***** Extracted information *****

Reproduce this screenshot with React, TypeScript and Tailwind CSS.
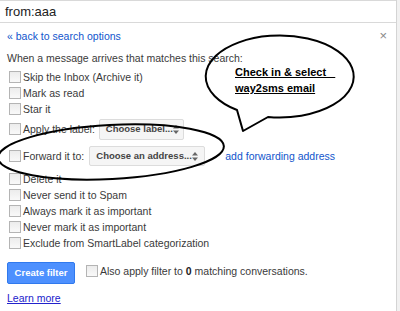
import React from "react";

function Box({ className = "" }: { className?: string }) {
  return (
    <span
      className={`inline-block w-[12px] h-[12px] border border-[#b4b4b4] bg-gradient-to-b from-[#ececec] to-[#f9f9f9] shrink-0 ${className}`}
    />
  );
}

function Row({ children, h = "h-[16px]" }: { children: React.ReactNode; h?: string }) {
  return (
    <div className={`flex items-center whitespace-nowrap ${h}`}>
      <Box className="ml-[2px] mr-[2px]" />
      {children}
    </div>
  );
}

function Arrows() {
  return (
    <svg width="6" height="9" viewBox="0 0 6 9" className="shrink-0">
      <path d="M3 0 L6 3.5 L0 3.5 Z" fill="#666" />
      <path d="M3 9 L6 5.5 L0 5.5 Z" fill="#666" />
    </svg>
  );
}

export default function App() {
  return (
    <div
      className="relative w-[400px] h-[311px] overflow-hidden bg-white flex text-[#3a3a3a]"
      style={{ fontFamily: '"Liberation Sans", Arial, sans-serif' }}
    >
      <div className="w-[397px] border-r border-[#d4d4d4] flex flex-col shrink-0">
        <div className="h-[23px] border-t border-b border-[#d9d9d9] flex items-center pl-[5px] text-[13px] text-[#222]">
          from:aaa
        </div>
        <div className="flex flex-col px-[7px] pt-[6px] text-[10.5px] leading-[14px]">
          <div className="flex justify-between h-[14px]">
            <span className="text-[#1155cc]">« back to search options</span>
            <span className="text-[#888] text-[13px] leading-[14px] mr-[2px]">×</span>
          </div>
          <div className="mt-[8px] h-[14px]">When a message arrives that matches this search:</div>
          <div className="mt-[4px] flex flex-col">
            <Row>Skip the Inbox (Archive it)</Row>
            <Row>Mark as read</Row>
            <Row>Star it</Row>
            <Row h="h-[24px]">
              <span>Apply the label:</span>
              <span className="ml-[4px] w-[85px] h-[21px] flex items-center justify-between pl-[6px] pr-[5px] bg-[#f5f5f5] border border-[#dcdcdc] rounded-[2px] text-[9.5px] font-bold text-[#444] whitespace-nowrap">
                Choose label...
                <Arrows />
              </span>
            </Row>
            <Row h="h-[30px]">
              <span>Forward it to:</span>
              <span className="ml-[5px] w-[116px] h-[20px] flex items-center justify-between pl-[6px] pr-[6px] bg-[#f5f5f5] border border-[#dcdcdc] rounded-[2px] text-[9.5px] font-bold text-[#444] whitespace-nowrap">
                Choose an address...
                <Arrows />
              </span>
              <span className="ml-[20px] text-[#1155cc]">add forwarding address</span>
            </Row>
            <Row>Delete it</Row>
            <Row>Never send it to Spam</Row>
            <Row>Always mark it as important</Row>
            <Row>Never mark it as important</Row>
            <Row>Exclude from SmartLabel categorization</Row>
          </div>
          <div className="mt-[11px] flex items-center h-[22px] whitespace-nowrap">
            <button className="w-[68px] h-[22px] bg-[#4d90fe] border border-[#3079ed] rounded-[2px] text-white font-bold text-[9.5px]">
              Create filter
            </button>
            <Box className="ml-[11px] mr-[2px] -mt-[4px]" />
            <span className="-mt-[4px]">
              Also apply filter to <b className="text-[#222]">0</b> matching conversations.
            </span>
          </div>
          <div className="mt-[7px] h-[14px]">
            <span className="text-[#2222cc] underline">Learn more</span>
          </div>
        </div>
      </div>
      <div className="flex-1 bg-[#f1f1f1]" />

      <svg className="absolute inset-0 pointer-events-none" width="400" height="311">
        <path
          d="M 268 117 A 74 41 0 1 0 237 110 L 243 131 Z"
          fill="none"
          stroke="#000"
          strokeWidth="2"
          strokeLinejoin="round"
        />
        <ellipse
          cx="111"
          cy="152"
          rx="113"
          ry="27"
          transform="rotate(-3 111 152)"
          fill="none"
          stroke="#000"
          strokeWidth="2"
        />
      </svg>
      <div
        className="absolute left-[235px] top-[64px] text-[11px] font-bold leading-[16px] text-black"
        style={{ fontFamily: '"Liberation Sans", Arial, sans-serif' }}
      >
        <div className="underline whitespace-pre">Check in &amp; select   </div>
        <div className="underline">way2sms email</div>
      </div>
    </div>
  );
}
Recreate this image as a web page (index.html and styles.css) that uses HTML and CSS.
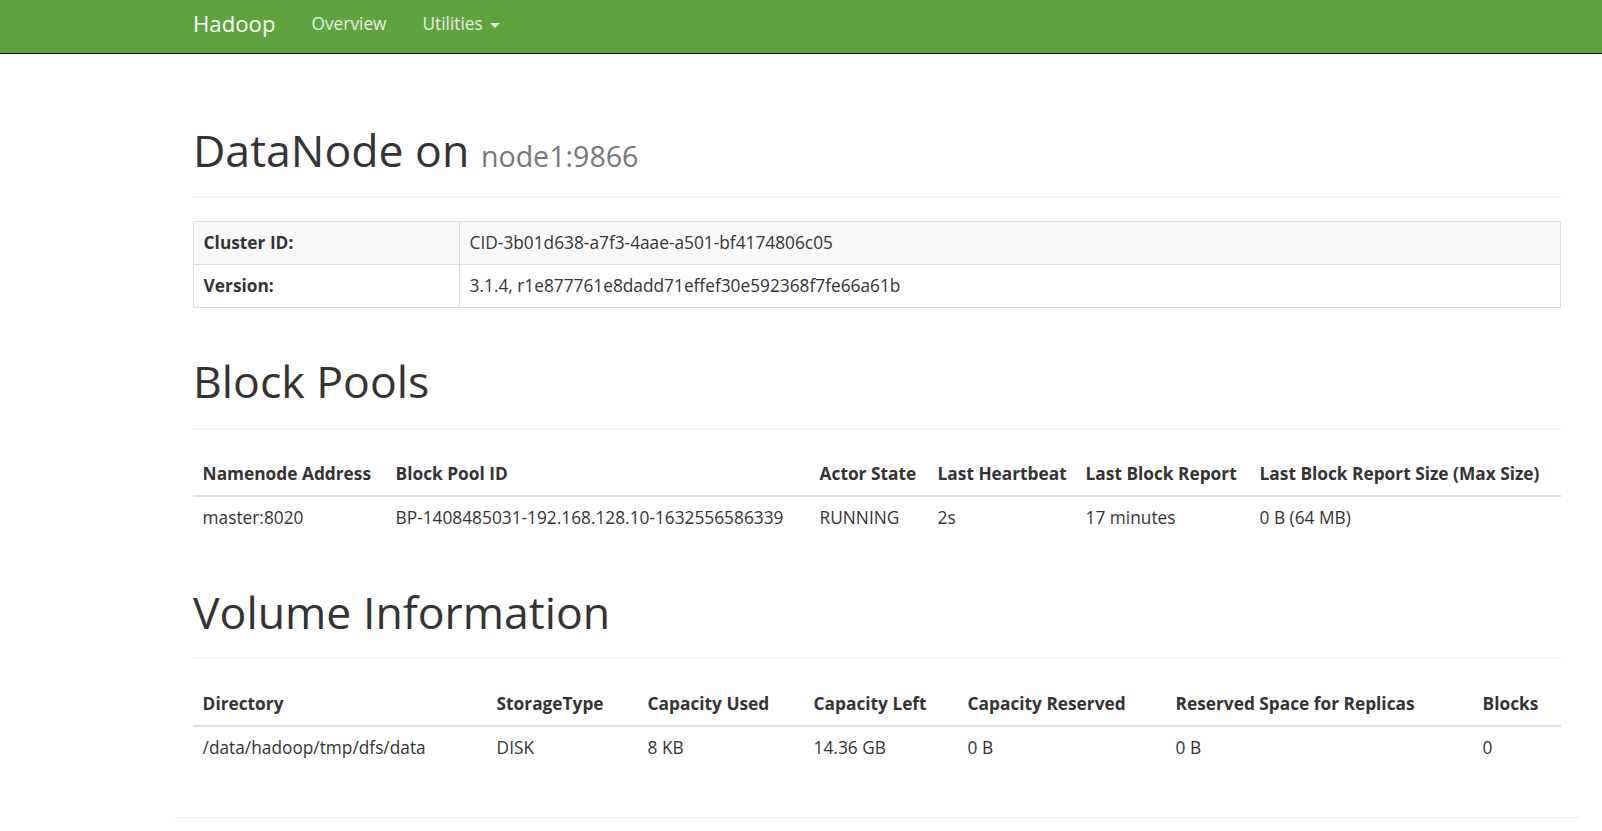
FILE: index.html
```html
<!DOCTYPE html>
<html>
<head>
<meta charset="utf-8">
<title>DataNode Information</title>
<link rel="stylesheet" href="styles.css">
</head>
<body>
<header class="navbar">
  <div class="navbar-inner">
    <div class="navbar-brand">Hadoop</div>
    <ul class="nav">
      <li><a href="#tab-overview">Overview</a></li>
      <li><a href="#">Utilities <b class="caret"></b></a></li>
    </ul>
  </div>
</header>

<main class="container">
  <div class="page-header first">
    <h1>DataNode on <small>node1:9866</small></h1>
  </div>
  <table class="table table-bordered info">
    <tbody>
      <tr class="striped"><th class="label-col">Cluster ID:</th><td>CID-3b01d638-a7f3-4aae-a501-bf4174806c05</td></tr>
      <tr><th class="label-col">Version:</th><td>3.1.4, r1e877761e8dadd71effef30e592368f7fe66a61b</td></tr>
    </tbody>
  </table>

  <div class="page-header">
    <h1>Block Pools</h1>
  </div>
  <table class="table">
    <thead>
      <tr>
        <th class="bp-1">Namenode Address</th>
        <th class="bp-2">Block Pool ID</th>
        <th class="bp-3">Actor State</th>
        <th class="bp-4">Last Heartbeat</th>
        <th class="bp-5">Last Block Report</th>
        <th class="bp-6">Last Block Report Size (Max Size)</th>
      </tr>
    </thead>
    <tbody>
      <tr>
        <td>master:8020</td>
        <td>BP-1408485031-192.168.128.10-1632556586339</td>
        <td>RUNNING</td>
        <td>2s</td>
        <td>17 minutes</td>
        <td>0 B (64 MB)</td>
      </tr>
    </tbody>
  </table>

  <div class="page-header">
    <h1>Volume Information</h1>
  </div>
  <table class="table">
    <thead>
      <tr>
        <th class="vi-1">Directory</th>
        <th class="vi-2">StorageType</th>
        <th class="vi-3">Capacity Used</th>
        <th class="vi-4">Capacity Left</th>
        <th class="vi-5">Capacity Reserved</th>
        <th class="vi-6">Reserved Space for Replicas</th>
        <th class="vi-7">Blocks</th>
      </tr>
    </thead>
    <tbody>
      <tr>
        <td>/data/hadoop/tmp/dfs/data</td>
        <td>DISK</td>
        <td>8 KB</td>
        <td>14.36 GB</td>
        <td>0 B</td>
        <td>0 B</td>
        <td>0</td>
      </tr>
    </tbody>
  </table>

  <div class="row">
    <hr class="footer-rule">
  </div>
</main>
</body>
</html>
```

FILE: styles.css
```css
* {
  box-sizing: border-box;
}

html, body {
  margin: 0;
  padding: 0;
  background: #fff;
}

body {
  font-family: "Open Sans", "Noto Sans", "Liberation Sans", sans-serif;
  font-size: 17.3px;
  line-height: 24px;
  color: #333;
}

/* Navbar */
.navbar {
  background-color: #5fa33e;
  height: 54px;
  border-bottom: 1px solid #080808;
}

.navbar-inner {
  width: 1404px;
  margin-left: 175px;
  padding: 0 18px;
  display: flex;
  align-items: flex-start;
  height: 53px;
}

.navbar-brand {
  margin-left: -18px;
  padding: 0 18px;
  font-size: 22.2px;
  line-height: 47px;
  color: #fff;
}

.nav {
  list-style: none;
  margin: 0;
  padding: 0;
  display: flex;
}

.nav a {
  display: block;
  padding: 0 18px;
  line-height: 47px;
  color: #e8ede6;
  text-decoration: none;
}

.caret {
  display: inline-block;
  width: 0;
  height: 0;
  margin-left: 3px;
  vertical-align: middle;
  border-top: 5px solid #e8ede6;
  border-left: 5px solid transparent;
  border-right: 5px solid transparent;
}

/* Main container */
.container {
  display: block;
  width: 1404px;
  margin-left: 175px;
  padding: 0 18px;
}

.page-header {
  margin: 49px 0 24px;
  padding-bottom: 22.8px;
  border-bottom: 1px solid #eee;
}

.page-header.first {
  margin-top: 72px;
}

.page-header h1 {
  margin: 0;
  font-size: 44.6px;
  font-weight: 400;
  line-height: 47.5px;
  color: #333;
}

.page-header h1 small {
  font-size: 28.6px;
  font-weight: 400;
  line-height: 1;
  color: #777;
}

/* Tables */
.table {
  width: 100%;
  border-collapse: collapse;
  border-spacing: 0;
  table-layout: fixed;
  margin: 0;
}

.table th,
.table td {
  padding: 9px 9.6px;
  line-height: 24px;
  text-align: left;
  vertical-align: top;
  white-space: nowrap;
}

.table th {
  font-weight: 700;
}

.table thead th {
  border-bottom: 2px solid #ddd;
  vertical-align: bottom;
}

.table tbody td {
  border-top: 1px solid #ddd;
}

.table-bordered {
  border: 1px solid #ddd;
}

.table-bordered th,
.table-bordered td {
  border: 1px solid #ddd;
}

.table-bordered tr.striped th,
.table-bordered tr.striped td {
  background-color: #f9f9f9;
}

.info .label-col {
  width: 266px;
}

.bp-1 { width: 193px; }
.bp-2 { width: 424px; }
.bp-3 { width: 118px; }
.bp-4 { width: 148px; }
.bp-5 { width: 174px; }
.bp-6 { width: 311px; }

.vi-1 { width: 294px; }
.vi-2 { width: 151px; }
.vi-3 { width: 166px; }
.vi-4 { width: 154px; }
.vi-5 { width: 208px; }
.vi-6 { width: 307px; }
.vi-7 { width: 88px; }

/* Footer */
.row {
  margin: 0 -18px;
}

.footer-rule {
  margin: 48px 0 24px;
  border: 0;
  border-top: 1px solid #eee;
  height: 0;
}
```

*****

» **Task instructions**
Pictures excluded, repeat exactly the lines from the top of the material through the line with "import React from", including both of those lines.

» **Output of the task**
Reproduce this screenshot with React, TypeScript and Tailwind CSS.
import React from "react";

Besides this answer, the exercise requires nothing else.